Due to the scientific nature of climate change and global warming, many people remain ignorant of what any of it really means. We seem to follow this rule of “what we can’t see can’t hurt us,” when in reality, our actions are more impactful now than ever.
But Dr. Janes and I have hope.
With the increasing demand from environmentalists and scientists alike, we will adapt.
“There’s a huge difference now in values with how people are being raised,” she said. “People now are born with eco-anxiety. That was only starting to become a thing when I was going through school.”
We are making progress in our education systems, but certainly not enough.
No matter what plastic alternatives we use, “depending on what it is or where it’s made, we’re still having an excessive carbon footprint,” Dr. Janes said.
In 2007, Canada’s carbon emissions were its highest ever at 17.38 metric tons per capita.
The very next year, the BC government implemented a carbon tax in an effort to reduce emissions. They set a goal to have emissions down from 2007 levels by 16 percent in 2025, and 80 percent in 2050.
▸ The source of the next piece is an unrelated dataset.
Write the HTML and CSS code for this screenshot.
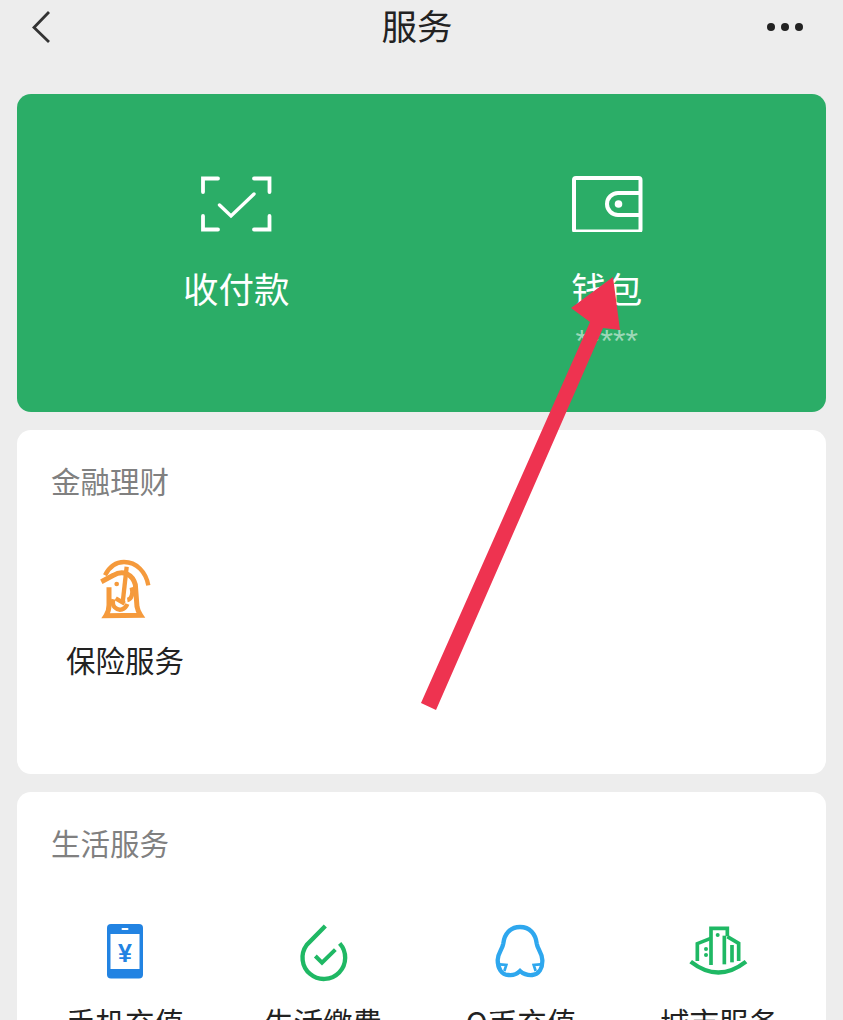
FILE: index.html
```html
<!DOCTYPE html>
<html lang="zh-CN">
<head>
    <meta charset="UTF-8">
    <meta name="viewport" content="width=device-width, initial-scale=1.0">
    <title>服务</title>
    <link rel="stylesheet" href="styles.css">
</head>
<body>
    <div class="page">
        <header class="topbar">
            <div class="back">
                <svg width="18" height="32" viewBox="0 0 18 32"><path d="M17 1 L2 16.5 L17 31" fill="none" stroke="#333" stroke-width="2.8"/></svg>
            </div>
            <h1 class="title">服务</h1>
            <div class="more"><span></span><span></span><span></span></div>
        </header>

        <section class="hero">
            <div class="hero-item">
                <svg class="hero-icon" width="72" height="56" viewBox="0 0 72 56" fill="none" stroke="#fff" stroke-width="3.8" stroke-linecap="round">
                    <path d="M18 2.5 H3 V16"/>
                    <path d="M54 2.5 H69.5 V16"/>
                    <path d="M3 40 V53.5 H18"/>
                    <path d="M69.5 40 V53.5 H54"/>
                    <path d="M19.5 29 L31 40 L54 18" stroke-width="3.4"/>
                </svg>
                <div class="hero-label">收付款</div>
            </div>
            <div class="hero-item">
                <svg class="hero-icon" width="72" height="56" viewBox="0 0 72 56" fill="none" stroke="#fff" stroke-width="4">
                    <rect x="3" y="2" width="66.5" height="53.5" rx="2"/>
                    <path d="M69 17 H47 A11 11 0 0 0 47 39 H69"/>
                    <circle cx="47.5" cy="28" r="3.8" fill="#fff" stroke="none"/>
                </svg>
                <div class="hero-label">钱包</div>
                <div class="hero-sub">*****</div>
            </div>
        </section>

        <section class="card card-finance">
            <h2 class="card-title">金融理财</h2>
            <div class="grid">
                <div class="item">
                    <svg class="item-icon" width="56" height="60" viewBox="21 27 168 180" fill="none" stroke="#f59a3c" stroke-width="15">
                        <path d="M45 76 C58 50 78 36 102 36 C140 36 168 66 175 106" stroke-width="13"/>
                        <path d="M34 95 L70 76 C100 58 128 74 136 104 L141 170 C143 182 148 190 152 196 L48 197 C54 188 57 178 57 165 V112"/>
                        <path d="M110 50 L98 158" stroke-width="13"/>
                        <path d="M77 145 L104 161" stroke-width="13"/>
                        <path d="M125 112 C130 130 125 148 112 150 M112 162 C106 178 88 186 74 172 C68 166 68 156 70 148" stroke-width="13"/>
                        <circle cx="80" cy="102" r="7" fill="#f59a3c" stroke="none"/>
                    </svg>
                    <div class="item-label">保险服务</div>
                </div>
            </div>
        </section>

        <section class="card">
            <h2 class="card-title">生活服务</h2>
            <div class="grid">
                <div class="item">
                    <svg class="item-icon" width="56" height="60" viewBox="0 0 56 60">
                        <rect x="10" y="3" width="36" height="54.5" rx="4" fill="#2283e2"/>
                        <rect x="13.5" y="13" width="29" height="35" fill="#fff"/>
                        <rect x="24.5" y="7" width="7" height="2" rx="1" fill="#fff"/>
                        <text class="yen" x="28" y="41" text-anchor="middle">¥</text>
                    </svg>
                    <div class="item-label">手机充值</div>
                </div>
                <div class="item">
                    <svg class="item-icon" width="56" height="60" viewBox="765 30 168 180" fill="none" stroke="#1fb864" stroke-width="13">
                        <path d="M856 45 L800 102 A64 64 0 1 0 899 97"/>
                        <path d="M826 135 L846 155 L886 116" stroke-width="12"/>
                    </svg>
                    <div class="item-label">生活缴费</div>
                </div>
                <div class="item">
                    <svg class="item-icon" width="56" height="60" viewBox="24 18 168 180" fill="none" stroke="#2ea7ee" stroke-width="13">
                        <path d="M105 36 C75 36 58 58 55 85 C52 105 38 113 38 135 C38 160 50 180 70 180 C85 182 98 175 105 168 C112 175 128 182 142 180 C162 178 173 160 172 135 C172 113 158 105 155 85 C152 58 135 36 105 36 Z"/>
                        <path d="M44 148 L64 150 L58 168 M166 148 L146 150 L152 168" stroke-width="8"/>
                    </svg>
                    <div class="item-label">Q币充值</div>
                </div>
                <div class="item">
                    <svg class="item-icon" width="56" height="60" viewBox="33 18 168 180" fill="none" stroke="#1fb864" stroke-width="11">
                        <path d="M32 140 Q115 205 198 140" stroke-width="13"/>
                        <path d="M52 138 V86 L92 70"/>
                        <path d="M93 150 V40 H142 V64"/>
                        <path d="M133 62 V148"/>
                        <path d="M142 65 L176 85 V138"/>
                        <path d="M156 90 V142"/>
                        <circle cx="113" cy="60" r="6" fill="#1fb864" stroke="none"/>
                        <circle cx="78" cy="102" r="6" fill="#1fb864" stroke="none"/>
                        <circle cx="78" cy="120" r="6" fill="#1fb864" stroke="none"/>
                    </svg>
                    <div class="item-label">城市服务</div>
                </div>
            </div>
        </section>

        <!-- red arrow drawn over the screenshot -->
        <svg class="arrow" width="843" height="1020" viewBox="0 0 843 1020">
            <path d="M421 703 L590 322 L571 308 L613 277 L620 330 L603 328 L436 710 Z" fill="#ee3350"/>
        </svg>
    </div>
</body>
</html>
```

FILE: styles.css
```css
html, body {
    margin: 0;
    padding: 0;
    height: 100%;
    overflow: hidden;
}
body {
    background-color: #ededed;
    font-family: "Noto Sans CJK SC", "Liberation Sans", sans-serif;
    color: #222;
}
.page {
    position: relative;
    width: 843px;
    height: 1020px;
    overflow: hidden;
}

/* top bar */
.topbar {
    display: flex;
    justify-content: space-between;
    align-items: center;
    height: 54px;
    padding: 0 40px 40px 32px;
}
.back {
    width: 35px;
    height: 32px;
}
.back svg {
    display: block;
}
.title {
    margin: 0 0 4px;
    font-size: 35.5px;
    font-weight: 400;
    line-height: 50px;
    color: #222;
}
.more {
    display: flex;
    gap: 6px;
}
.more span {
    width: 8px;
    height: 8px;
    border-radius: 50%;
    background-color: #222;
}

/* green card */
.hero {
    display: grid;
    grid-template-columns: 1fr 1fr;
    height: 318px;
    margin: 0 17px 18px;
    padding: 0 34px;
    box-sizing: border-box;
    background-color: #2bad67;
    border-radius: 14px;
    color: #fff;
}
.hero-item {
    display: flex;
    flex-direction: column;
    align-items: center;
    padding-top: 82px;
}
.hero-icon {
    display: block;
}
.hero-label {
    margin-top: 28px;
    font-size: 35.5px;
    line-height: 56px;
}
.hero-sub {
    margin-top: 3px;
    font-family: "Liberation Sans", sans-serif;
    font-size: 32px;
    line-height: 44px;
    color: rgba(255, 255, 255, 0.55);
}

/* white cards */
.card {
    margin: 0 17px 18px;
    padding: 29px 8px 0 9px;
    background-color: #fff;
    border-radius: 14px;
    min-height: 300px;
}
.card-finance {
    box-sizing: border-box;
    height: 344px;
}
.card-title {
    margin: 0 0 0 25px;
    font-size: 29.5px;
    font-weight: 400;
    line-height: 42px;
    color: #808080;
}
.grid {
    display: grid;
    grid-template-columns: repeat(4, 1fr);
    margin-top: 58px;
}
.item {
    display: flex;
    flex-direction: column;
    align-items: center;
}
.item-icon {
    display: block;
    overflow: visible;
}
.item-label {
    margin-top: 20px;
    font-size: 29.5px;
    line-height: 40px;
    white-space: nowrap;
    color: #222;
}
.yen {
    font-family: "Liberation Sans", sans-serif;
    font-size: 25px;
    font-weight: 700;
    fill: #2283e2;
}

/* annotation on top of everything */
.arrow {
    position: absolute;
    top: 0;
    left: 0;
}
```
The carbon tax keeps increasing, and we all see the cost of gasoline going up. With the annual tax rebate system, however, most families earn back enough money to make up for the carbon tax.
Recent data has the country’s carbon emissions at the second lowest they’ve been since 1995. Though there was pushback, Canadians adapted to the change. We can continue to adapt in the future.
Of course, changing attitudes must be met with changes in our actions.
Dr. Janes believes we should be “modifying our behaviours” to use less of our resources.
Being from Australia, she urges us to pay particular attention to our water consumption.
“Here, people are very liberal with their water,” she said. “Water is very expensive [in Australia] and it’s a precious commodity if you’re always in drought.”
She explained that in Australia, people put buckets in their showers to collect water for their gardens and potted plants as they wait for it to warm up.
According to Dr. Janes, humans look for signs of success; we feel better when we make “small incremental [changes] that are easy” and work to our benefit.
“You get to tick the box and say, ‘I did it! I did what I said I was going to do,’ and consider that a success.”
We may not individually be able to save every endangered species or exist solely on solar energy, but we can drive less and use less plastic.
It’s not only about finding alternatives to our energy and products. It’s about finding alternatives to our lifestyles.
Because our lifestyles are what’s really unsustainable.
Of course, there’s no easy fix. Especially when we are so used to doing things a certain way that it feels impossible or overwhelming to change what we’re comfortable with.
But as Dr. Lewis said, we need to make sustainability the norm.
What if those wealthy enough to have a manicured lawn had a garden instead, with families tending to vegetables and flowers rather than mowing their grass every two weeks?
If people were forced to hand over half their paycheque for a full tank of gas, would they take the bus instead?
The 2,800 or so vehicles that park on VIU’s campuses every day are mostly single-occupant. VIU even cites its pay parking as being a deterrent to students driving to school alone instead of carpooling, busing, or bicycling.
There is some political action—carbon taxes and plastic bans—but it’s up to us. And we’ve proven we can do it.
So, save your plastic wares. Reuse your bags. Give things you don’t need to someone else who does. Learn about the recycling signs and what they really mean, and bring a garbage bag on your walk to the beach.
We need to keep changing. Our climate depends on it.